* STORED DATA:
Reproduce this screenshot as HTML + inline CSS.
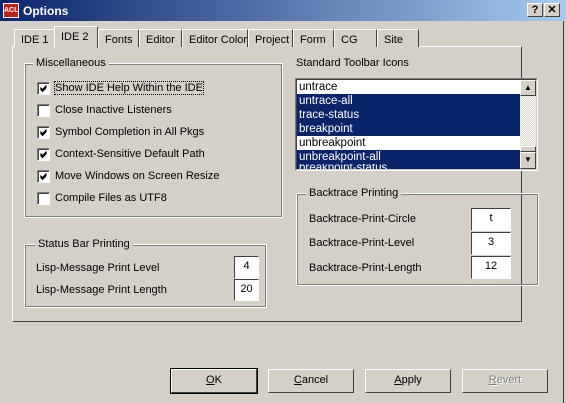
<html><head><style>
*{margin:0;padding:0;box-sizing:border-box}
body{width:566px;height:403px;background:#d4d0c8;font-family:"Liberation Sans",sans-serif;font-size:11px;color:#000;position:relative;overflow:hidden}
.a{position:absolute;white-space:nowrap}
.title{left:0;top:0;width:566px;height:21px;background:linear-gradient(90deg,#0a246a,#a6caf0);color:#fff;font-weight:bold;font-size:12px}
.tb{width:16px;height:14px;background:#d4d0c8;border:1px solid;border-color:#fff #404040 #404040 #fff;font-weight:bold;color:#000;text-align:center;line-height:12px;font-size:11px}
.tab{top:29px;height:18px;border:1px solid;border-color:#fff #404040 transparent #fff;border-bottom:none;padding:4px 0 0 6px;background:#d4d0c8}
.panel{left:12px;top:46px;width:510px;height:276px;border:1px solid;border-color:#fff #404040 #404040 #fff}
.grp{border:1px solid #fff;outline:1px solid #808080;outline-offset:-2px}
.gl{background:#d4d0c8;padding:0 3px}
.cb{width:13px;height:13px;background:#fff;border:1px solid;border-color:#808080 #fff #fff #808080;box-shadow:inset 1px 1px 0 #404040}
.in{width:25px;height:22px;background:#fff;border:1px solid;border-color:#404040 #fff #fff #404040;text-align:center;line-height:18px}
.btn{top:369px;width:86px;height:24px;border:1px solid;border-color:#fff #404040 #404040 #fff;text-align:center;line-height:21px;font-size:11px}
.li{left:297px;width:223px;height:14px;padding-left:2px;line-height:14px;font-size:11.5px;overflow:hidden}
.s{background:#0a246a;color:#fff}
</style></head><body>
<div class="a title"><div class="a" style="left:3px;top:3px;width:16px;height:15px;background:#c02018;border:1px solid #fff;font-size:7px;line-height:13px;text-align:center">ACL</div><div class="a" style="left:23px;top:4px">Options</div>
<div class="a tb" style="left:527px;top:3px">?</div><div class="a tb" style="left:544px;top:3px">✕</div></div>
<div class="a" style="left:563px;top:21px;width:1px;height:382px;background:#404040"></div>
<div class="a panel"></div>
<div class="a tab" style="left:14px;width:42px">IDE 1</div>
<div class="a tab" style="left:139px;width:43px">Editor</div>
<div class="a tab" style="left:98px;width:41px">Fonts</div>
<div class="a tab" style="left:182px;width:66px">Editor Color</div>
<div class="a tab" style="left:248px;width:45px">Project</div>
<div class="a tab" style="left:293px;width:41px">Form</div>
<div class="a tab" style="left:334px;width:43px">CG</div>
<div class="a tab" style="left:377px;width:42px">Site</div>
<div class="a tab" style="left:54px;top:26px;width:44px;height:22px;border-right-color:#404040;padding-top:4px">IDE 2</div>

<div class="a grp" style="left:24px;top:63px;width:259px;height:155px"></div>
<div class="a gl" style="left:33px;top:57px">Miscellaneous</div>
<svg width="0" height="0" style="position:absolute"><defs><path id="ck" d="M2.5 5.5 L4.5 7.5 L8.5 3.5 M2.5 6.5 L4.5 8.5 L8.5 4.5 M2.5 4.5 L4.5 6.5 L8.5 2.5" stroke="#000" fill="none"/></defs></svg>
<div class="a cb" style="left:37px;top:82px"><svg width="11" height="11"><use href="#ck"/></svg></div><div class="a" style="left:55px;top:82px;outline:1px dotted #000">Show IDE Help Within the IDE</div>
<div class="a cb" style="left:37px;top:104px"></div><div class="a" style="left:55px;top:104px">Close Inactive Listeners</div>
<div class="a cb" style="left:37px;top:126px"><svg width="11" height="11"><use href="#ck"/></svg></div><div class="a" style="left:55px;top:126px">Symbol Completion in All Pkgs</div>
<div class="a cb" style="left:37px;top:148px"><svg width="11" height="11"><use href="#ck"/></svg></div><div class="a" style="left:55px;top:148px">Context-Sensitive Default Path</div>
<div class="a cb" style="left:37px;top:170px"><svg width="11" height="11"><use href="#ck"/></svg></div><div class="a" style="left:55px;top:170px">Move Windows on Screen Resize</div>
<div class="a cb" style="left:37px;top:192px"></div><div class="a" style="left:55px;top:192px">Compile Files as UTF8</div>

<div class="a grp" style="left:24px;top:244px;width:243px;height:64px"></div>
<div class="a gl" style="left:35px;top:238px">Status Bar Printing</div>
<div class="a" style="left:36px;top:262px">Lisp-Message Print Level</div>
<div class="a in" style="left:234px;top:256px;width:25px;height:23px">4</div>
<div class="a" style="left:36px;top:284px">Lisp-Message Print Length</div>
<div class="a in" style="left:234px;top:279px;width:25px;height:22px">20</div>

<div class="a" style="left:296px;top:57px">Standard Toolbar Icons</div>
<div class="a" style="left:295px;top:78px;width:243px;height:93px;border:1px solid;border-color:#808080 #fff #fff #808080;background:#fff;overflow:hidden">
<div class="a" style="left:0;top:0;width:241px;height:91px;border:1px solid;border-color:#404040 #d4d0c8 #d4d0c8 #404040"></div></div>
<div class="a li" style="top:80px">untrace</div>
<div class="a li s" style="top:94px">untrace-all</div>
<div class="a li s" style="top:108px">trace-status</div>
<div class="a li s" style="top:122px">breakpoint</div>
<div class="a li" style="top:136px">unbreakpoint</div>
<div class="a li s" style="top:150px">unbreakpoint-all</div>
<div class="a li s" style="top:164px;height:5px;line-height:9px">breakpoint-status</div>
<div class="a" style="left:520px;top:80px;width:16px;height:89px;background:repeating-conic-gradient(#d4d0c8 0 25%,#fff 0 50%) 0 0/2px 2px"></div>
<div class="a tb" style="left:520px;top:80px;height:16px;font-size:8px;line-height:14px">▲</div>
<div class="a tb" style="left:520px;top:146px;height:6px"></div>
<div class="a tb" style="left:520px;top:152px;height:17px;font-size:8px;line-height:14px">▼</div>

<div class="a grp" style="left:296px;top:193px;width:243px;height:93px"></div>
<div class="a gl" style="left:306px;top:187px">Backtrace Printing</div>
<div class="a" style="left:309px;top:213px">Backtrace-Print-Circle</div>
<div class="a in" style="left:471px;top:208px;width:40px;height:23px">t</div>
<div class="a" style="left:309px;top:237px">Backtrace-Print-Level</div>
<div class="a in" style="left:471px;top:232px;width:40px;height:23px">3</div>
<div class="a" style="left:309px;top:262px">Backtrace-Print-Length</div>
<div class="a in" style="left:471px;top:256px;width:40px;height:23px">12</div>

<div class="a btn" style="left:171px;outline:1px solid #000"><u>O</u>K</div>
<div class="a btn" style="left:268px"><u>C</u>ancel</div>
<div class="a btn" style="left:365px"><u>A</u>pply</div>
<div class="a btn" style="left:462px;color:#808080;text-shadow:1px 1px 0 #fff"><u>R</u>evert</div>
</body></html>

* CHALLENGE: Leave the images out, please, and restate each line word for word.

* EXERCISE RESULT:
Reproduce this screenshot as HTML + inline CSS.
<html><head><style>
*{margin:0;padding:0;box-sizing:border-box}
body{width:566px;height:403px;background:#d4d0c8;font-family:"Liberation Sans",sans-serif;font-size:11px;color:#000;position:relative;overflow:hidden}
.a{position:absolute;white-space:nowrap}
.title{left:0;top:0;width:566px;height:21px;background:linear-gradient(90deg,#0a246a,#a6caf0);color:#fff;font-weight:bold;font-size:12px}
.tb{width:16px;height:14px;background:#d4d0c8;border:1px solid;border-color:#fff #404040 #404040 #fff;font-weight:bold;color:#000;text-align:center;line-height:12px;font-size:11px}
.tab{top:29px;height:18px;border:1px solid;border-color:#fff #404040 transparent #fff;border-bottom:none;padding:4px 0 0 6px;background:#d4d0c8}
.panel{left:12px;top:46px;width:510px;height:276px;border:1px solid;border-color:#fff #404040 #404040 #fff}
.grp{border:1px solid #fff;outline:1px solid #808080;outline-offset:-2px}
.gl{background:#d4d0c8;padding:0 3px}
.cb{width:13px;height:13px;background:#fff;border:1px solid;border-color:#808080 #fff #fff #808080;box-shadow:inset 1px 1px 0 #404040}
.in{width:25px;height:22px;background:#fff;border:1px solid;border-color:#404040 #fff #fff #404040;text-align:center;line-height:18px}
.btn{top:369px;width:86px;height:24px;border:1px solid;border-color:#fff #404040 #404040 #fff;text-align:center;line-height:21px;font-size:11px}
.li{left:297px;width:223px;height:14px;padding-left:2px;line-height:14px;font-size:11.5px;overflow:hidden}
.s{background:#0a246a;color:#fff}
</style></head><body>
<div class="a title"><div class="a" style="left:3px;top:3px;width:16px;height:15px;background:#c02018;border:1px solid #fff;font-size:7px;line-height:13px;text-align:center">ACL</div><div class="a" style="left:23px;top:4px">Options</div>
<div class="a tb" style="left:527px;top:3px">?</div><div class="a tb" style="left:544px;top:3px">✕</div></div>
<div class="a" style="left:563px;top:21px;width:1px;height:382px;background:#404040"></div>
<div class="a panel"></div>
<div class="a tab" style="left:14px;width:42px">IDE 1</div>
<div class="a tab" style="left:139px;width:43px">Editor</div>
<div class="a tab" style="left:98px;width:41px">Fonts</div>
<div class="a tab" style="left:182px;width:66px">Editor Color</div>
<div class="a tab" style="left:248px;width:45px">Project</div>
<div class="a tab" style="left:293px;width:41px">Form</div>
<div class="a tab" style="left:334px;width:43px">CG</div>
<div class="a tab" style="left:377px;width:42px">Site</div>
<div class="a tab" style="left:54px;top:26px;width:44px;height:22px;border-right-color:#404040;padding-top:4px">IDE 2</div>

<div class="a grp" style="left:24px;top:63px;width:259px;height:155px"></div>
<div class="a gl" style="left:33px;top:57px">Miscellaneous</div>
<svg width="0" height="0" style="position:absolute"><defs><path id="ck" d="M2.5 5.5 L4.5 7.5 L8.5 3.5 M2.5 6.5 L4.5 8.5 L8.5 4.5 M2.5 4.5 L4.5 6.5 L8.5 2.5" stroke="#000" fill="none"/></defs></svg>
<div class="a cb" style="left:37px;top:82px"><svg width="11" height="11"><use href="#ck"/></svg></div><div class="a" style="left:55px;top:82px;outline:1px dotted #000">Show IDE Help Within the IDE</div>
<div class="a cb" style="left:37px;top:104px"></div><div class="a" style="left:55px;top:104px">Close Inactive Listeners</div>
<div class="a cb" style="left:37px;top:126px"><svg width="11" height="11"><use href="#ck"/></svg></div><div class="a" style="left:55px;top:126px">Symbol Completion in All Pkgs</div>
<div class="a cb" style="left:37px;top:148px"><svg width="11" height="11"><use href="#ck"/></svg></div><div class="a" style="left:55px;top:148px">Context-Sensitive Default Path</div>
<div class="a cb" style="left:37px;top:170px"><svg width="11" height="11"><use href="#ck"/></svg></div><div class="a" style="left:55px;top:170px">Move Windows on Screen Resize</div>
<div class="a cb" style="left:37px;top:192px"></div><div class="a" style="left:55px;top:192px">Compile Files as UTF8</div>

<div class="a grp" style="left:24px;top:244px;width:243px;height:64px"></div>
<div class="a gl" style="left:35px;top:238px">Status Bar Printing</div>
<div class="a" style="left:36px;top:262px">Lisp-Message Print Level</div>
<div class="a in" style="left:234px;top:256px;width:25px;height:23px">4</div>
<div class="a" style="left:36px;top:284px">Lisp-Message Print Length</div>
<div class="a in" style="left:234px;top:279px;width:25px;height:22px">20</div>

<div class="a" style="left:296px;top:57px">Standard Toolbar Icons</div>
<div class="a" style="left:295px;top:78px;width:243px;height:93px;border:1px solid;border-color:#808080 #fff #fff #808080;background:#fff;overflow:hidden">
<div class="a" style="left:0;top:0;width:241px;height:91px;border:1px solid;border-color:#404040 #d4d0c8 #d4d0c8 #404040"></div></div>
<div class="a li" style="top:80px">untrace</div>
<div class="a li s" style="top:94px">untrace-all</div>
<div class="a li s" style="top:108px">trace-status</div>
<div class="a li s" style="top:122px">breakpoint</div>
<div class="a li" style="top:136px">unbreakpoint</div>
<div class="a li s" style="top:150px">unbreakpoint-all</div>
<div class="a li s" style="top:164px;height:5px;line-height:9px">breakpoint-status</div>
<div class="a" style="left:520px;top:80px;width:16px;height:89px;background:repeating-conic-gradient(#d4d0c8 0 25%,#fff 0 50%) 0 0/2px 2px"></div>
<div class="a tb" style="left:520px;top:80px;height:16px;font-size:8px;line-height:14px">▲</div>
<div class="a tb" style="left:520px;top:146px;height:6px"></div>
<div class="a tb" style="left:520px;top:152px;height:17px;font-size:8px;line-height:14px">▼</div>

<div class="a grp" style="left:296px;top:193px;width:243px;height:93px"></div>
<div class="a gl" style="left:306px;top:187px">Backtrace Printing</div>
<div class="a" style="left:309px;top:213px">Backtrace-Print-Circle</div>
<div class="a in" style="left:471px;top:208px;width:40px;height:23px">t</div>
<div class="a" style="left:309px;top:237px">Backtrace-Print-Level</div>
<div class="a in" style="left:471px;top:232px;width:40px;height:23px">3</div>
<div class="a" style="left:309px;top:262px">Backtrace-Print-Length</div>
<div class="a in" style="left:471px;top:256px;width:40px;height:23px">12</div>

<div class="a btn" style="left:171px;outline:1px solid #000"><u>O</u>K</div>
<div class="a btn" style="left:268px"><u>C</u>ancel</div>
<div class="a btn" style="left:365px"><u>A</u>pply</div>
<div class="a btn" style="left:462px;color:#808080;text-shadow:1px 1px 0 #fff"><u>R</u>evert</div>
</body></html>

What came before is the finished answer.